Among those to have donned the suit – in spirit rather than physically in recent weeks – are club trainer Danny Anderson, past player Adam Kennedy, netballer Carly Mullen-Bianconi, senior coach Lachlan Sim and popular clubman Martin Weir.

Filming initially took place at the clubrooms but later shifted to the home of club member Paul Walsh, who took on hosting duties during the stage three lockdown period.

The content has also evolved over time, including re-enactments of famous club moments and a gradually unveiled cartoon illustration of senior player Joel Bragagnolo as an adaptation of the guest lion.

 

Guess who: A cartoon impression of a senior footballer formed part of Moe FNC’s ‘guess the lion’ quiz.

 

Among those tuning in each week is netballer Elly Brown, who said the activities have helped fill the void of playing the sport she loves and the community interaction that comes with it.

“I look forward to it each week to join in and have a bit of a look at what’s going on.
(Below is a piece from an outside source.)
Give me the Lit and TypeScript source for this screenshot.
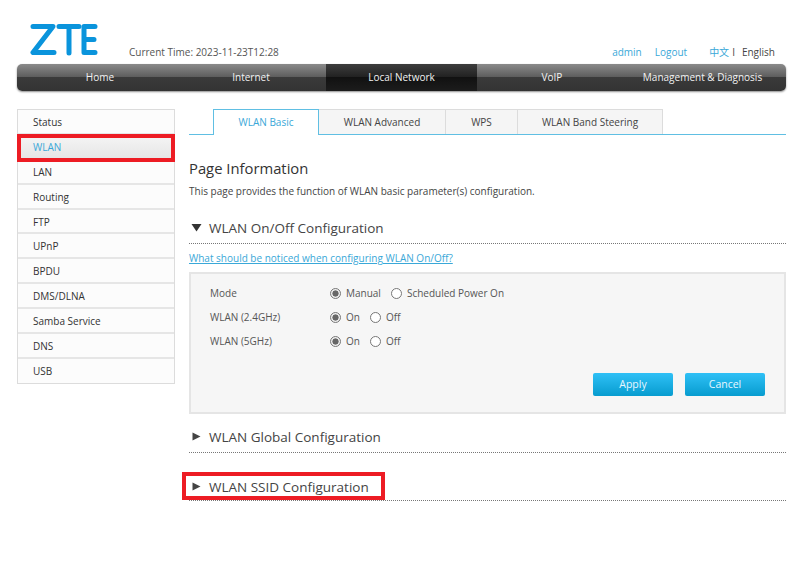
import { LitElement, html, css, svg } from "lit";
import { customElement } from "lit/decorators.js";

const NAV = [
  ["Home", 166],
  ["Internet", 143],
  ["Local Network", 151],
  ["VoIP", 150],
  ["Management & Diagnosis", 159],
];
const SIDE = ["Status", "WLAN", "LAN", "Routing", "FTP", "UPnP", "BPDU", "DMS/DLNA", "Samba Service", "DNS", "USB"];
const TABS = [
  ["WLAN Basic", 106],
  ["WLAN Advanced", 128],
  ["WPS", 73],
  ["WLAN Band Steering", 146],
];

@customElement("app-root")
export class AppRoot extends LitElement {
  static styles = css`
    :host {
      display: block;
      width: 800px;
      height: 561px;
      position: relative;
      overflow: hidden;
      background: #fff;
      font-family: "Open Sans", "Noto Sans CJK SC", sans-serif;
      font-size: 10px;
      color: #444;
    }
    .head { height: 64px; display: flex; align-items: flex-end; padding: 0 25px 0 17px; box-sizing: border-box; }
    .logo { display: block; margin: 0 0 8px 13px; flex: none; }
    .time { margin: 0 0 5px 31px; line-height: 14px; color: #555; }
    .links { margin: 0 0 5px auto; display: flex; line-height: 14px; color: #444; }
    .links a { color: #3aa8d8; }
    .logout { margin-left: 13px; }
    .lang { margin-left: 22px; }
    .sep { margin: 0 7px 0 3px; }
    .nav {
      margin: 0 14px 0 17px; height: 27px; display: flex; border-radius: 5px; overflow: hidden; color: #f2f2f2;
      background: linear-gradient(#8a8a8a 0, #5e5e5e 47%, #3a3a3a 49%, #333 100%);
      box-shadow: 0 1px 2px rgba(0, 0, 0, .45);
    }
    .nav div { display: flex; align-items: center; justify-content: center; flex: none; height: 100%; box-sizing: border-box; padding-bottom: 2px; }
    .nav div:nth-child(2) { padding-right: 7px; }
    .nav div:nth-child(5) { padding-right: 8px; }
    .nav .on { background: linear-gradient(#3d3d3d 0, #222 47%, #111 49%, #1c1c1c 100%); }
    .body { display: flex; margin: 18px 14px 0 17px; gap: 14px; align-items: flex-start; }
    .side { width: 158px; flex: none; box-sizing: border-box; border: 1px solid #dcdcdc; color: #333; }
    .side div { height: 24.9px; box-sizing: border-box; line-height: 24px; padding-left: 15px; border-bottom: 2px solid #e6e6e6; background: #fcfcfc; }
    .side div:last-child { border-bottom: 0; height: 24px; }
    .side .on { color: #3aa8d8; background: linear-gradient(#f5f5f5, #e6e6e6); }
    .main { flex: 1; min-width: 0; }
    .tabs { display: flex; height: 25px; padding-left: 24px; border-bottom: 1px solid #60bfe3; box-sizing: content-box; }
    .tabs div {
      box-sizing: border-box; height: 25px; line-height: 24px; text-align: center; flex: none; margin-right: -1px;
      border: 1px solid #dcdcdc; border-bottom: 0; background: #f5f5f5; color: #444;
    }
    .tabs .on { height: 26px; background: #fff; color: #3aa8d8; border-color: #60bfe3; position: relative; z-index: 1; }
    h1 { font-size: 14.8px; font-weight: 400; margin: 23px 0 0; line-height: 20px; color: #333; }
    .desc { margin: 6px 0 0; line-height: 14px; color: #444; }
    .sec { display: flex; align-items: center; height: 30px; padding-bottom: 2px; font-size: 13.5px; color: #444; border-bottom: 1px dotted #777; box-sizing: border-box; }
    .sec svg { margin: 0 7px 0 2px; flex: none; }
    .s1 { margin-top: 16px; }
    .s2 { margin-top: 9px; }
    .s3 { margin-top: 18px; padding: 2px 0 0; }
    .help { display: block; margin-top: 7px; line-height: 15px; color: #3aa8d8; text-decoration: underline; }
    .panel { margin-top: 6px; height: 142px; background: #f6f6f6; border: 2px solid #e5e5e5; box-sizing: border-box; padding: 7px 19px 0; position: relative; }
    .row { display: flex; align-items: center; height: 24px; }
    .label { width: 120px; flex: none; color: #555; }
    .opt { display: flex; align-items: center; margin-right: 10px; color: #555; }
    .r { width: 9px; height: 9px; border: 1px solid #777; border-radius: 50%; margin-right: 5px; background: #fff; display: block; box-sizing: content-box; }
    .r.c { background: radial-gradient(circle, #666 0 2.8px, #eee 3.4px); }
    .btns { display: flex; justify-content: flex-end; gap: 12px; margin: 20px 0 0; }
    .btn {
      width: 80px; height: 23px; line-height: 22px; text-align: center; border-radius: 2px; color: #e8f7ff; font-size: 10.5px;
      background: linear-gradient(#2fc0f6, #079ccf);
    }
    .mark { position: absolute; border: 4px solid #ed1c24; box-sizing: border-box; pointer-events: none; }
    .m1 { left: 17px; top: 134px; width: 158px; height: 28px; }
    .m2 { left: 182px; top: 472px; width: 203px; height: 28px; }
  `;

  private arrow(down: boolean) {
    return html`<svg width="11" height="9" viewBox="0 0 11 9">
      ${down
        ? svg`<path d="M.5 1h10L5.5 8.5z" fill="#333"/>`
        : svg`<path d="M1.5 .5l8 4-8 4z" fill="#444"/>`}
    </svg>`;
  }

  private opt(label: string, checked: boolean) {
    return html`<span class="opt"><i class="r ${checked ? "c" : ""}"></i>${label}</span>`;
  }

  render() {
    return html`
      <div class="head">
        <svg class="logo" width="68" height="33" viewBox="0 0 68 33" fill="none" stroke="#0a94dc" stroke-width="5" stroke-linejoin="round" stroke-linecap="round">
          <path d="M3 3.5H23L3 29.5H24"/>
          <path d="M29 3.5H49M39 3.5V30"/>
          <path d="M65 3.5H54V29.5H65M54 16.5H64"/>
        </svg>
        <span class="time">Current Time: 2023-11-23T12:28</span>
        <span class="links">
          <a>admin</a><a class="logout">Logout</a><a class="lang">中文</a><span class="sep">I</span><span>English</span>
        </span>
      </div>
      <div class="nav">
        ${NAV.map(([n, w], i) => html`<div class=${i === 2 ? "on" : ""} style="width:${w}px">${n}</div>`)}
      </div>
      <div class="body">
        <div class="side">
          ${SIDE.map((s) => html`<div class=${s === "WLAN" ? "on" : ""}>${s}</div>`)}
        </div>
        <div class="main">
          <div class="tabs">
            ${TABS.map(([n, w], i) => html`<div class=${i === 0 ? "on" : ""} style="width:${w}px">${n}</div>`)}
          </div>
          <h1>Page Information</h1>
          <p class="desc">This page provides the function of WLAN basic parameter(s) configuration.</p>
          <div class="sec s1">${this.arrow(true)}WLAN On/Off Configuration</div>
          <a class="help">What should be noticed when configuring WLAN On/Off?</a>
          <div class="panel">
            <div class="row"><span class="label">Mode</span>${this.opt("Manual", true)}${this.opt("Scheduled Power On", false)}</div>
            <div class="row"><span class="label">WLAN (2.4GHz)</span>${this.opt("On", true)}${this.opt("Off", false)}</div>
            <div class="row"><span class="label">WLAN (5GHz)</span>${this.opt("On", true)}${this.opt("Off", false)}</div>
            <div class="btns"><div class="btn">Apply</div><div class="btn">Cancel</div></div>
          </div>
          <div class="sec s2">${this.arrow(false)}WLAN Global Configuration</div>
          <div class="sec s3">${this.arrow(false)}WLAN SSID Configuration</div>
        </div>
      </div>
      <div class="mark m1"></div>
      <div class="mark m2"></div>
    `;
  }
}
It’s a good way to keep people still involved when we can’t be there doing things physically,” Elly said.

“Mum and I bought a ticket for the spin of the wheel to go into the draw to win prizes each week… so we join in to have a look and see if hopefully our number is drawn and it’s just nice to be excited to think about who is going to be in the lion suit or whatever the quiz is for that week and we try to participate in that as well.”

While it all takes place online, the club has done its best to ensure as many people interested in the club as possible can be involved.

Clinton said the word has been shared through the club’s ‘Centurions’ network – a coterie group of older members, who receive information through email and the post, rather than social media – while the level of interest from the wider community had also been a pleasant surprise.

“I was showing a house to a lady in her mid-60s and she commented, ‘I’ve seen you on Thursday nights, I’ve been really enjoying it’, and she’s a just lady who has had involvement at the club plenty of years ago but not at the moment,” he said.

“People are loving it and just getting some old faces back involved and seeing some of the comments from interstate, people from all over Australia are watching it and getting involved, people that have moved away are still following the club on social media and sharing stories from decades gone by which has been great.”